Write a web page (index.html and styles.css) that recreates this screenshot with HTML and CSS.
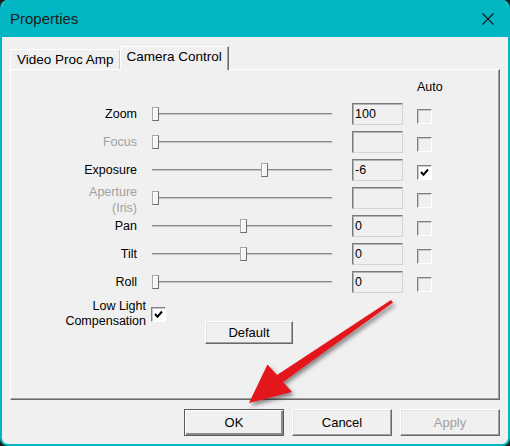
FILE: index.html
```html
<!DOCTYPE html>
<html lang="en">
<head>
<meta charset="UTF-8">
<meta name="viewport" content="width=device-width, initial-scale=1.0">
<title>Properties</title>
<link rel="stylesheet" href="styles.css">
</head>
<body>

<div class="window">
  <div class="titlebar">
    <span class="title">Properties</span>
    <svg class="close" width="12" height="12" viewBox="0 0 12 12">
      <path d="M0.5 0.5 L11.5 11.5 M11.5 0.5 L0.5 11.5" stroke="#1b1b1b" stroke-width="1.1" fill="none"/>
    </svg>
  </div>

  <div class="content">
    <div class="tabs">
      <div class="tab">Video Proc Amp</div>
      <div class="tab active">Camera Control</div>
    </div>

    <div class="panel">
      <div class="controls">
        <div></div><div></div><div></div>
        <div class="auto-head">Auto</div>

        <div class="label">Zoom</div>
        <div class="slider"><span class="thumb" style="left: 0px"></span></div>
        <div class="field">100</div>
        <div class="check"></div>

        <div class="label disabled">Focus</div>
        <div class="slider"><span class="thumb" style="left: 0px"></span></div>
        <div class="field"></div>
        <div class="check"></div>

        <div class="label">Exposure</div>
        <div class="slider"><span class="thumb" style="left: 109px"></span></div>
        <div class="field">-6</div>
        <div class="check checked">
          <svg width="13" height="13" viewBox="0 0 13 13"><polyline points="3,6 5.5,8.7 10,3.5" stroke="#000" stroke-width="2" fill="none"/></svg>
        </div>

        <div class="label disabled two">Aperture<br>(Iris)</div>
        <div class="slider"><span class="thumb" style="left: 0px"></span></div>
        <div class="field"></div>
        <div class="check"></div>

        <div class="label">Pan</div>
        <div class="slider"><span class="thumb" style="left: 88px"></span></div>
        <div class="field">0</div>
        <div class="check"></div>

        <div class="label">Tilt</div>
        <div class="slider"><span class="thumb" style="left: 88px"></span></div>
        <div class="field">0</div>
        <div class="check"></div>

        <div class="label">Roll</div>
        <div class="slider"><span class="thumb" style="left: 0px"></span></div>
        <div class="field">0</div>
        <div class="check"></div>
      </div>

      <div class="extra">
        <div class="lowlight">
          <span class="lowlight-label">Low Light<br>Compensation</span>
          <div class="check checked">
            <svg width="13" height="13" viewBox="0 0 13 13"><polyline points="3,6 5.5,8.7 10,3.5" stroke="#000" stroke-width="2" fill="none"/></svg>
          </div>
        </div>
        <button class="btn default-btn">Default</button>
      </div>
    </div>

    <div class="buttons">
      <button class="btn ok">OK</button>
      <button class="btn">Cancel</button>
      <button class="btn" disabled>Apply</button>
    </div>
  </div>
</div>

<!-- red pointer drawn over the dialog -->
<svg class="arrow" width="510" height="446" viewBox="0 0 510 446">
  <defs>
    <filter id="shade" x="-20%" y="-20%" width="140%" height="140%">
      <feDropShadow dx="2" dy="3" stdDeviation="2" flood-color="#000" flood-opacity="0.45"/>
    </filter>
  </defs>
  <polygon filter="url(#shade)" fill="#e3141c"
    points="391,300 393,302.5 283,382 292,392 249,403 267.5,364.5 277,375"/>
</svg>

</body>
</html>
```

FILE: styles.css
```css
body {
  margin: 0;
  background-color: #1e1e1e;
  font-family: "Liberation Sans", Arial, sans-serif;
  color: #000;
  position: relative;
}

.window {
  height: 446px;
  box-sizing: border-box;
  border: 2px solid #00b7c3;
  border-top: none;
  border-radius: 8px;
  background-color: #f0f0f0;
  overflow: hidden;
}

.titlebar {
  height: 37px;
  background-color: #00b7c3;
  display: flex;
  align-items: center;
  justify-content: space-between;
  padding: 0 14px 0 8px;
}

.title {
  font-size: 15px;
  color: #1b1b1b;
}

.close {
  display: block;
}

.content {
  padding: 9px 8px 0 8px;
}

/* tab strip */
.tabs {
  display: flex;
  align-items: flex-end;
  height: 23px;
  font-size: 13.5px;
  position: relative;
  z-index: 1;
}

.tab {
  height: 20px;
  box-sizing: border-box;
  padding: 2px 5px 0 6px;
  border-top: 1px solid #fff;
  border-left: 1px solid #fff;
  border-right: 1px solid #c8c8c8;
  background-color: #f0f0f0;
}

.tab.active {
  height: 24px;
  margin-bottom: -1px;
  padding: 2px 6px 0 6px;
  border-right: 1px solid #696969;
  box-shadow: inset -1px 0 0 #a0a0a0;
}

.panel {
  height: 331px;
  box-sizing: border-box;
  border-top: 1px solid #fff;
  border-left: 1px solid #fff;
  border-right: 1px solid #696969;
  border-bottom: 1px solid #696969;
  box-shadow: inset -1px -1px 0 #a0a0a0;
  padding-top: 10px;
  font-size: 12.5px;
}

.controls {
  display: grid;
  grid-template-columns: 141px 200px 65px 15px;
  grid-template-rows: 17px repeat(7, 22px);
  row-gap: 6px;
  align-items: center;
}

.auto-head {
  align-self: start;
  line-height: 15px;
}

.label {
  text-align: right;
  padding-right: 15px;
  line-height: 16px;
}

.label.two {
  margin-top: 4px;
}

.disabled {
  color: #a0a0a0;
}

/* trackbar */
.slider {
  position: relative;
  width: 180px;
  height: 14px;
}

.slider::before {
  content: "";
  position: absolute;
  left: 0;
  right: 0;
  top: 6px;
  height: 1px;
  background-color: #8a8a8a;
  border-bottom: 1px solid #c4c4c4;
}

.thumb {
  position: absolute;
  top: 0;
  width: 7px;
  height: 14px;
  box-sizing: border-box;
  background-color: #f4f4f4;
  border: 1px solid #a8a8a8;
  border-right-color: #6e6e6e;
  border-bottom-color: #6e6e6e;
  box-shadow: inset 1px 1px 0 #fff;
}

.field {
  width: 51px;
  height: 22px;
  box-sizing: border-box;
  border: 1px solid;
  border-color: #7a7a7a #d4d4d4 #d4d4d4 #7a7a7a;
  box-shadow: inset 1px 1px 0 #b4b4b4;
  padding-left: 2px;
  line-height: 20px;
}

.check {
  width: 15px;
  height: 15px;
  box-sizing: border-box;
  border: 1px solid;
  border-color: #808080 #fff #fff #808080;
  box-shadow: inset 1px 1px 0 #c8c8c8;
  margin-top: 4px;
  display: flex;
  align-items: center;
  justify-content: center;
}

.check.checked {
  background-color: #fff;
}

.check svg {
  display: block;
}

.extra {
  display: flex;
  align-items: flex-start;
  margin-top: 6px;
}

.lowlight {
  display: flex;
  align-items: center;
  gap: 5px;
}

.lowlight-label {
  width: 135px;
  text-align: right;
  line-height: 15px;
}

.lowlight .check {
  margin-top: 0;
}

/* push buttons */
.btn {
  font-family: "Liberation Sans", Arial, sans-serif;
  font-size: 13px;
  color: #000;
  background-color: #f0f0f0;
  border: 1px solid;
  border-color: #fff #696969 #696969 #fff;
  box-shadow: inset -1px -1px 0 #a0a0a0, inset 1px 1px 0 #e3e3e3;
  padding: 0;
  margin: 0;
}

.btn:disabled {
  color: #a0a0a0;
}

.default-btn {
  width: 88px;
  height: 23px;
  margin-left: 39px;
  margin-top: 22px;
}

.buttons {
  display: flex;
  justify-content: flex-end;
  gap: 8px;
  margin-top: 9px;
}

.buttons .btn {
  width: 100px;
  height: 27px;
}

.btn.ok {
  border-color: #5a5a5a;
  box-shadow: inset 1px 1px 0 #fff, inset -2px -2px 0 #8a8a8a;
}

.arrow {
  position: absolute;
  top: 0;
  left: 0;
  pointer-events: none;
}
```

*-*-*

*STATED TASK*
List all lines in the material containing the string "index".

*ANSWER TO THE EXERCISE*
Write a web page (index.html and styles.css) that recreates this screenshot with HTML and CSS.
FILE: index.html
  z-index: 1;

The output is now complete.